## What the task requires
Set the listing down unchanged, minus every embedded image.

## Recorded data
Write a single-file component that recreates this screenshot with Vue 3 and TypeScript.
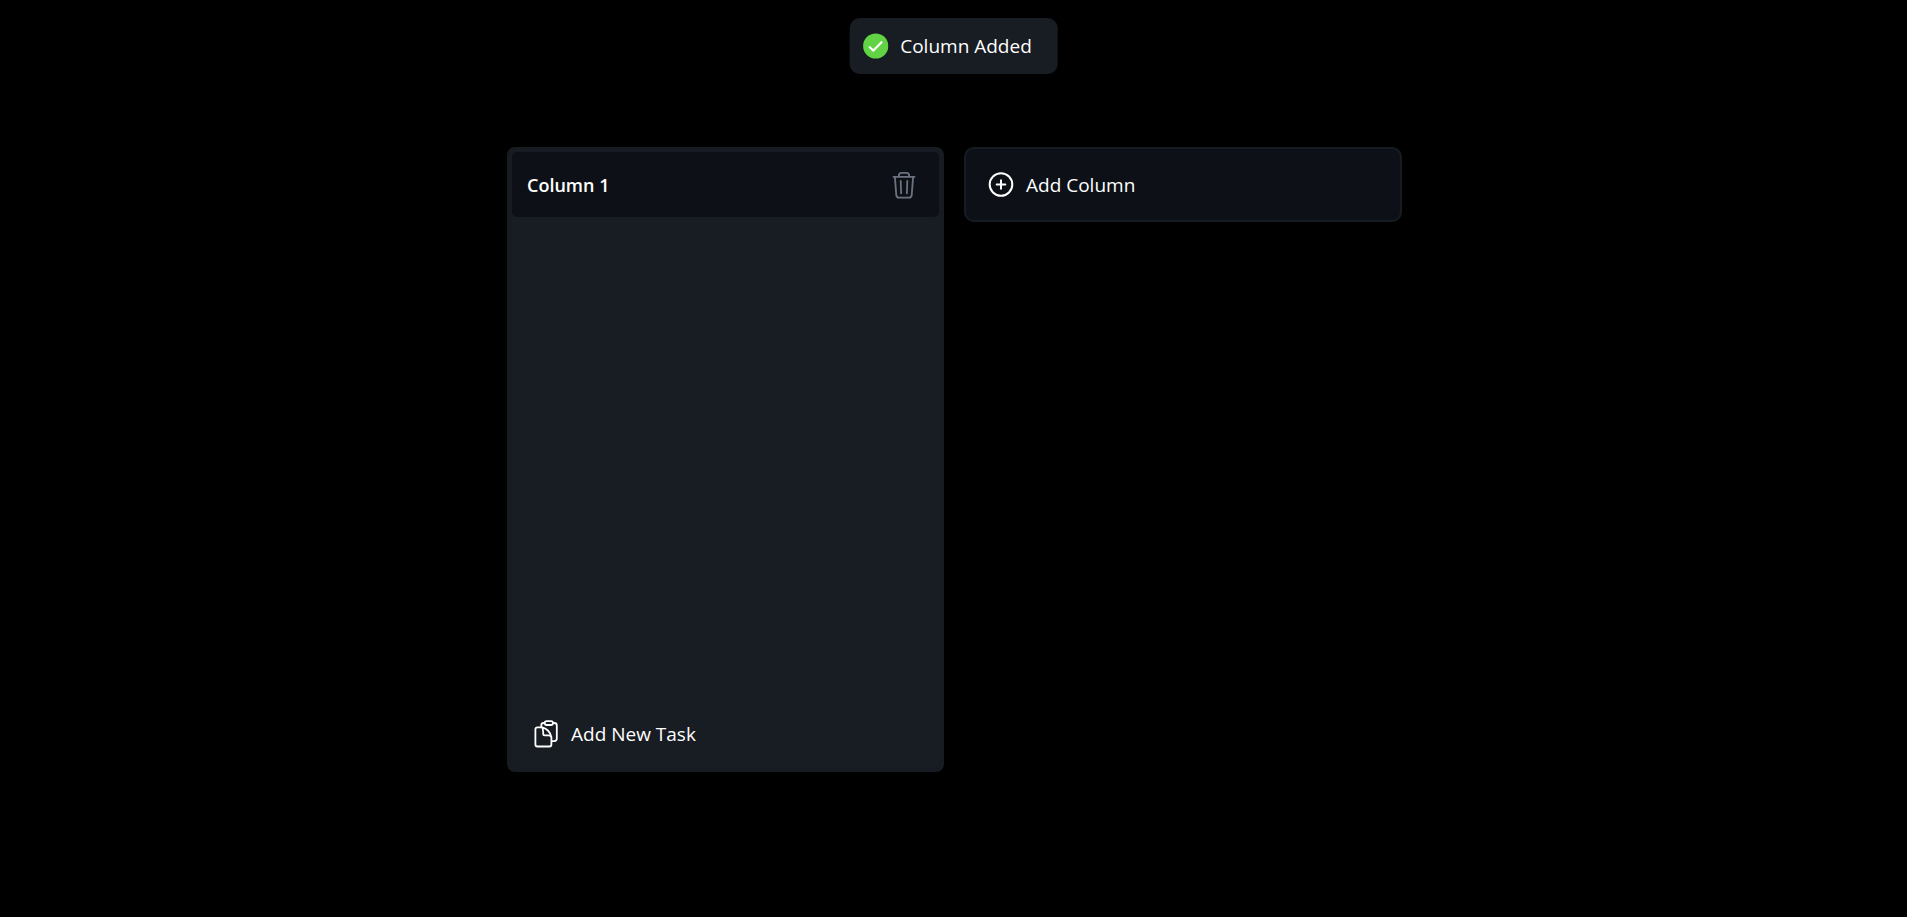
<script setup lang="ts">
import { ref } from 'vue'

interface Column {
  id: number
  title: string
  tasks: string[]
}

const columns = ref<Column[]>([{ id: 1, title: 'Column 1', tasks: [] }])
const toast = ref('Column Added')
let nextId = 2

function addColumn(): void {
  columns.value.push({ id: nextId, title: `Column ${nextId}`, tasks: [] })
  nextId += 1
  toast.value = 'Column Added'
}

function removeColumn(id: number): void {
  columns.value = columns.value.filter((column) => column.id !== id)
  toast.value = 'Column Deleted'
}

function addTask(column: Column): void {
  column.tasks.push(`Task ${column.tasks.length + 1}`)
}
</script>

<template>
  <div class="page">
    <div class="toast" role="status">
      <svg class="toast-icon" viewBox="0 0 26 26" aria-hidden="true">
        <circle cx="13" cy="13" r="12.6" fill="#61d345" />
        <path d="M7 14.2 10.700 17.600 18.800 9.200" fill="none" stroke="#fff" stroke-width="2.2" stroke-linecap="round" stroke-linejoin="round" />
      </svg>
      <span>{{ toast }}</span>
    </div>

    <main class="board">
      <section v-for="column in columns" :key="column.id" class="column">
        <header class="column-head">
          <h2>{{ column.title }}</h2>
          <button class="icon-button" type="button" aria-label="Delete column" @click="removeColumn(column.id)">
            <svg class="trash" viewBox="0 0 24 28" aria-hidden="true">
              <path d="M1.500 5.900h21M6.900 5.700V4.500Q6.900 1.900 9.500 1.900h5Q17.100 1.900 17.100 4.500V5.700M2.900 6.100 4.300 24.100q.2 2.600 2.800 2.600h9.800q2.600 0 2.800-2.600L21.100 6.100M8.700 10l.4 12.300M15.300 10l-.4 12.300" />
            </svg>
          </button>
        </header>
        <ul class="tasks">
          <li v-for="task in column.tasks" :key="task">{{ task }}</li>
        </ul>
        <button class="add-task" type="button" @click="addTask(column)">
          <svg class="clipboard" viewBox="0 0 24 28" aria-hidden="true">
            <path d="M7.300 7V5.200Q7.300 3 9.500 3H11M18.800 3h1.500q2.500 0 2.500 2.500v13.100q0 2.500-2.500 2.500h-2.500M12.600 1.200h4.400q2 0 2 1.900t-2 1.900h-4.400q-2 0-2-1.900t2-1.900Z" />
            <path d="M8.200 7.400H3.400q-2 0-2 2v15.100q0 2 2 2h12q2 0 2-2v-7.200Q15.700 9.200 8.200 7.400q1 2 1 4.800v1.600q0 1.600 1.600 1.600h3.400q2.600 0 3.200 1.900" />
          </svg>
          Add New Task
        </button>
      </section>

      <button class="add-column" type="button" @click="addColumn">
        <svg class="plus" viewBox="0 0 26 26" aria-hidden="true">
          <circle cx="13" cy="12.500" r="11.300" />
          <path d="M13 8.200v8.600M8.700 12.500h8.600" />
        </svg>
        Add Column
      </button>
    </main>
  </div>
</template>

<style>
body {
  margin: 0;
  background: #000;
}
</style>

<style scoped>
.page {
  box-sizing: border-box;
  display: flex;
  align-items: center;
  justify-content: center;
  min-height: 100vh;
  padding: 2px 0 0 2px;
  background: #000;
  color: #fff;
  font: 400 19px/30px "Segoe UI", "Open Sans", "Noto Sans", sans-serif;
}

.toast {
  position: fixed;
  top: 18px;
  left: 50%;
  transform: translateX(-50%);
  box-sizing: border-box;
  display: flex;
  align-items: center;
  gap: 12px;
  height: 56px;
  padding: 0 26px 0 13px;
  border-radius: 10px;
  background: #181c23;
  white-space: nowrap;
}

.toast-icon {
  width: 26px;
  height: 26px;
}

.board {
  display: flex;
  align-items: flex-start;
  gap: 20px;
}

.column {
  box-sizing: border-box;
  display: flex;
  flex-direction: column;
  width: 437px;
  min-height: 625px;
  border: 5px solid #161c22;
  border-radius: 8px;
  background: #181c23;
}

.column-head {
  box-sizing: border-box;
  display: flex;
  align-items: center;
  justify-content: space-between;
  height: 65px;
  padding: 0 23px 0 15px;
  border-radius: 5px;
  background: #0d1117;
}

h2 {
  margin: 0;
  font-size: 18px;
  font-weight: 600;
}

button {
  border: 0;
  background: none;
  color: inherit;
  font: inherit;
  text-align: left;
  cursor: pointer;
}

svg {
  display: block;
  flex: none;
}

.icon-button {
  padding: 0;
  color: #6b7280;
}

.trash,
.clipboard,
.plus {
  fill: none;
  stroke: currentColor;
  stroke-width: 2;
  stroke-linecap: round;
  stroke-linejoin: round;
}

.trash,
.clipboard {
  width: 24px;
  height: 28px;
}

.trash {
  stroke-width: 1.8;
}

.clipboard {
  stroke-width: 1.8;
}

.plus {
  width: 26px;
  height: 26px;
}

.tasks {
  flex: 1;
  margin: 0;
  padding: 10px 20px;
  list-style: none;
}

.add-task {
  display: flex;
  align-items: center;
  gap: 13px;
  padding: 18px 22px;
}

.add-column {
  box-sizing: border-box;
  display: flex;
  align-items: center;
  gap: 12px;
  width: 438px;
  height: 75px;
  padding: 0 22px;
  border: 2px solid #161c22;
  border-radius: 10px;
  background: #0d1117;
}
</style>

## Final result
Write a single-file component that recreates this screenshot with Vue 3 and TypeScript.
<script setup lang="ts">
import { ref } from 'vue'

interface Column {
  id: number
  title: string
  tasks: string[]
}

const columns = ref<Column[]>([{ id: 1, title: 'Column 1', tasks: [] }])
const toast = ref('Column Added')
let nextId = 2

function addColumn(): void {
  columns.value.push({ id: nextId, title: `Column ${nextId}`, tasks: [] })
  nextId += 1
  toast.value = 'Column Added'
}

function removeColumn(id: number): void {
  columns.value = columns.value.filter((column) => column.id !== id)
  toast.value = 'Column Deleted'
}

function addTask(column: Column): void {
  column.tasks.push(`Task ${column.tasks.length + 1}`)
}
</script>

<template>
  <div class="page">
    <div class="toast" role="status">
      <svg class="toast-icon" viewBox="0 0 26 26" aria-hidden="true">
        <circle cx="13" cy="13" r="12.6" fill="#61d345" />
        <path d="M7 14.2 10.700 17.600 18.800 9.200" fill="none" stroke="#fff" stroke-width="2.2" stroke-linecap="round" stroke-linejoin="round" />
      </svg>
      <span>{{ toast }}</span>
    </div>

    <main class="board">
      <section v-for="column in columns" :key="column.id" class="column">
        <header class="column-head">
          <h2>{{ column.title }}</h2>
          <button class="icon-button" type="button" aria-label="Delete column" @click="removeColumn(column.id)">
            <svg class="trash" viewBox="0 0 24 28" aria-hidden="true">
              <path d="M1.500 5.900h21M6.900 5.700V4.500Q6.900 1.900 9.500 1.900h5Q17.100 1.900 17.100 4.500V5.700M2.900 6.100 4.300 24.100q.2 2.600 2.800 2.600h9.800q2.600 0 2.800-2.600L21.100 6.100M8.700 10l.4 12.300M15.300 10l-.4 12.300" />
            </svg>
          </button>
        </header>
        <ul class="tasks">
          <li v-for="task in column.tasks" :key="task">{{ task }}</li>
        </ul>
        <button class="add-task" type="button" @click="addTask(column)">
          <svg class="clipboard" viewBox="0 0 24 28" aria-hidden="true">
            <path d="M7.300 7V5.200Q7.300 3 9.500 3H11M18.800 3h1.500q2.500 0 2.500 2.500v13.100q0 2.500-2.500 2.500h-2.500M12.600 1.200h4.400q2 0 2 1.900t-2 1.900h-4.400q-2 0-2-1.900t2-1.900Z" />
            <path d="M8.200 7.400H3.400q-2 0-2 2v15.100q0 2 2 2h12q2 0 2-2v-7.200Q15.700 9.200 8.200 7.400q1 2 1 4.800v1.600q0 1.600 1.600 1.600h3.400q2.600 0 3.200 1.900" />
          </svg>
          Add New Task
        </button>
      </section>

      <button class="add-column" type="button" @click="addColumn">
        <svg class="plus" viewBox="0 0 26 26" aria-hidden="true">
          <circle cx="13" cy="12.500" r="11.300" />
          <path d="M13 8.200v8.600M8.700 12.500h8.600" />
        </svg>
        Add Column
      </button>
    </main>
  </div>
</template>

<style>
body {
  margin: 0;
  background: #000;
}
</style>

<style scoped>
.page {
  box-sizing: border-box;
  display: flex;
  align-items: center;
  justify-content: center;
  min-height: 100vh;
  padding: 2px 0 0 2px;
  background: #000;
  color: #fff;
  font: 400 19px/30px "Segoe UI", "Open Sans", "Noto Sans", sans-serif;
}

.toast {
  position: fixed;
  top: 18px;
  left: 50%;
  transform: translateX(-50%);
  box-sizing: border-box;
  display: flex;
  align-items: center;
  gap: 12px;
  height: 56px;
  padding: 0 26px 0 13px;
  border-radius: 10px;
  background: #181c23;
  white-space: nowrap;
}

.toast-icon {
  width: 26px;
  height: 26px;
}

.board {
  display: flex;
  align-items: flex-start;
  gap: 20px;
}

.column {
  box-sizing: border-box;
  display: flex;
  flex-direction: column;
  width: 437px;
  min-height: 625px;
  border: 5px solid #161c22;
  border-radius: 8px;
  background: #181c23;
}

.column-head {
  box-sizing: border-box;
  display: flex;
  align-items: center;
  justify-content: space-between;
  height: 65px;
  padding: 0 23px 0 15px;
  border-radius: 5px;
  background: #0d1117;
}

h2 {
  margin: 0;
  font-size: 18px;
  font-weight: 600;
}

button {
  border: 0;
  background: none;
  color: inherit;
  font: inherit;
  text-align: left;
  cursor: pointer;
}

svg {
  display: block;
  flex: none;
}

.icon-button {
  padding: 0;
  color: #6b7280;
}

.trash,
.clipboard,
.plus {
  fill: none;
  stroke: currentColor;
  stroke-width: 2;
  stroke-linecap: round;
  stroke-linejoin: round;
}

.trash,
.clipboard {
  width: 24px;
  height: 28px;
}

.trash {
  stroke-width: 1.8;
}

.clipboard {
  stroke-width: 1.8;
}

.plus {
  width: 26px;
  height: 26px;
}

.tasks {
  flex: 1;
  margin: 0;
  padding: 10px 20px;
  list-style: none;
}

.add-task {
  display: flex;
  align-items: center;
  gap: 13px;
  padding: 18px 22px;
}

.add-column {
  box-sizing: border-box;
  display: flex;
  align-items: center;
  gap: 12px;
  width: 438px;
  height: 75px;
  padding: 0 22px;
  border: 2px solid #161c22;
  border-radius: 10px;
  background: #0d1117;
}
</style>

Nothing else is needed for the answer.